I've run into the Lone Wolf PHP Developer at several places I have done work. Sometimes, I've had to work side-by-side with the Lone Wolf. Other times, I've replaced the Lone Wolf who had moved on to different hunting grounds. Still other times I've had to hire people and had to choose between a Lone Wolf and several other candidates.
Just who is this Lone Wolf and why should we fear them so much? Here are some telltale signs of the Lone Wolf PHP Developer:
- The Lone Wolf doesn't understand how to work in a team of developers. They typically don't even understand what benefits that would create. They do all development on their own, listening to very little input from qualified sources.
- The Lone Wolf got to page 141 on Enter-A-Beginner-PHP-Book-Title-Here and no further. Objects? They've never heard of them. They must not need them.
- The Lone Wolf re-invents the wheel for every project and doesn't use standard tools and practices.
- The Lone Wolf eats their young. OK, I made that one up. Frankly, how could a Lone Wolf have young anyway?
- The Lone Wolf is perfectly satisfied with doing programming work on production servers and using FTP to deploy their code. It never occurs to them that they should strive to create development and test environments. It never occurs to them that deployment via FTP doesn't scale higher then one developer.

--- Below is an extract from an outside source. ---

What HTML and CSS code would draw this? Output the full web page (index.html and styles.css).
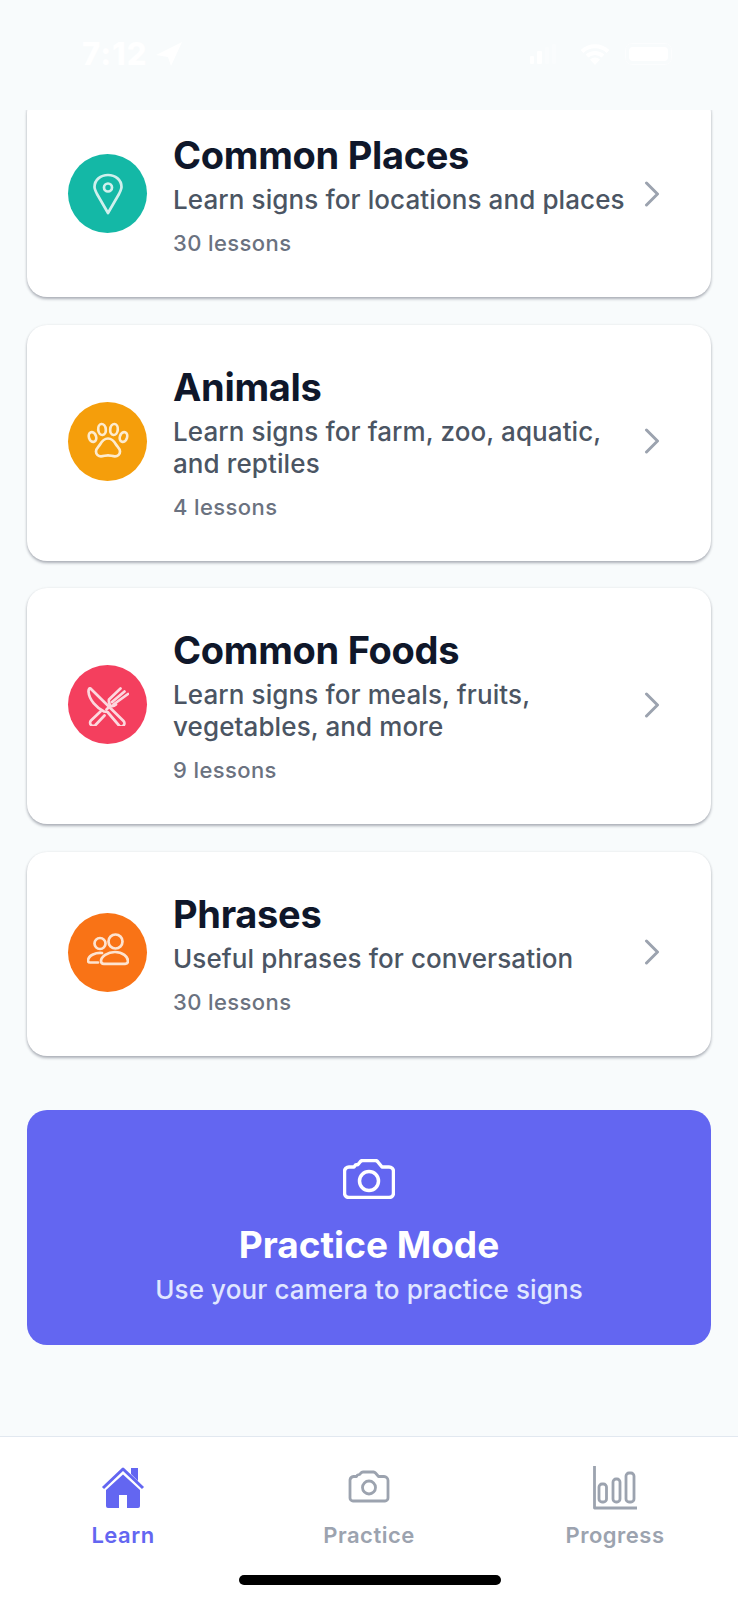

- The Lone Wolf doesn't know what the letters SCM, CVS, or SVN are, or how to use them in their daily work.
- The Lone Wolf never reads my blog or any other blogs on programming. The Lone Wolf may not know what a blog is.
- The Lone Wolf says crazy things like "MySQL can't do transactions" and somehow gets management to believe them.
- The Lone Wolf was initially adored by management because they launched a lot of code live during their short stay. Too bad all that code is buggy and completely un-maintainable moving forward. Management doesn't like that.
- The Lone Wolf whips up incredibly stupid and unnecessarily complex solutions like template systems in which the templates are stored in a database instead of the file system/memory/cache. They shun using tried and true templating methods like PHP files, XSLT, or at the very least, Smarty. (see also: reinventing the wheel)
- The Lone Wolf names variables after themselves that mean nothing to anyone else (ex, $lonewolfFlag )
- And worst of all… The Lone Wolf PHP Developer fails to realize that there are other developers out there in the business world, trying to earn a living just like they are. By failing to conform to development standards that have been proven and tested, they make everyone's job more difficult.
Now, I personally have run into this Lone Wolf scenario with other programming languages as well. But I think because it is so simple to work with PHP without much formal training that it lends itself to this problem much more readily then other languages. The blessing and curse of PHP is that it is the new VB 6.